Natural boundaries with him weighed more than with the white man;
and had the white man's possessions been confined strictly to the east
side of the river, he would have felt better satisfied though it had cost
him a larger area of ground. The white man's mode of running lines and of
measuring land, he did not comprehend or appreciate. But when the line was
made by a creek, river, or mountain, he understood it, and it harmonized
better with his views of fitness, in dividing up the surface of this great
earth. He was utterly unschooled in the art of computing by acres and
roods. But the water's edge he had traversed with his light canoe, and
with every point and islet on the lakes he was familiar.
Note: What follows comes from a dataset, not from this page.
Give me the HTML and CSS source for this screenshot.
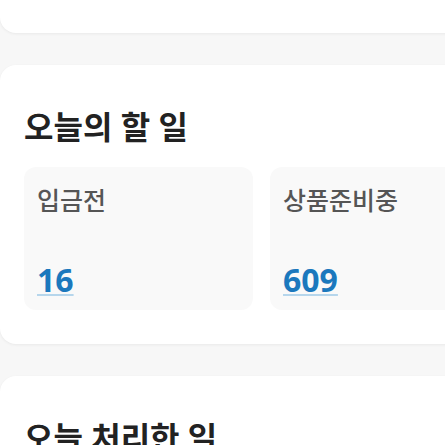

He had followed
the rivers to where they came bubbling up from their rocky bed amid
mountain elevations, and there was not a tributary stream or run, by whose
side he had not rested, or by whose music he had not been charmed, keeping
pace with it, as it went innocently busying and babbling along on its
downward way. With any or all of these landmarks he was familiar, and when
fixed upon as boundaries, he could readily recur to, and religiously keep
them; for they had been made by the Great Spirit, and it was his life-
study to know them.
Not satisfied with the large purchase already made, the white man
contemplated still greater acquisitions of Indian land. Little did the red
man suspect, while roaming unmolested over his native hills, that in
civilized circles, the advantages and disadvantages of his cherished home
were canvassed, and made the subject of negotiation and purchase.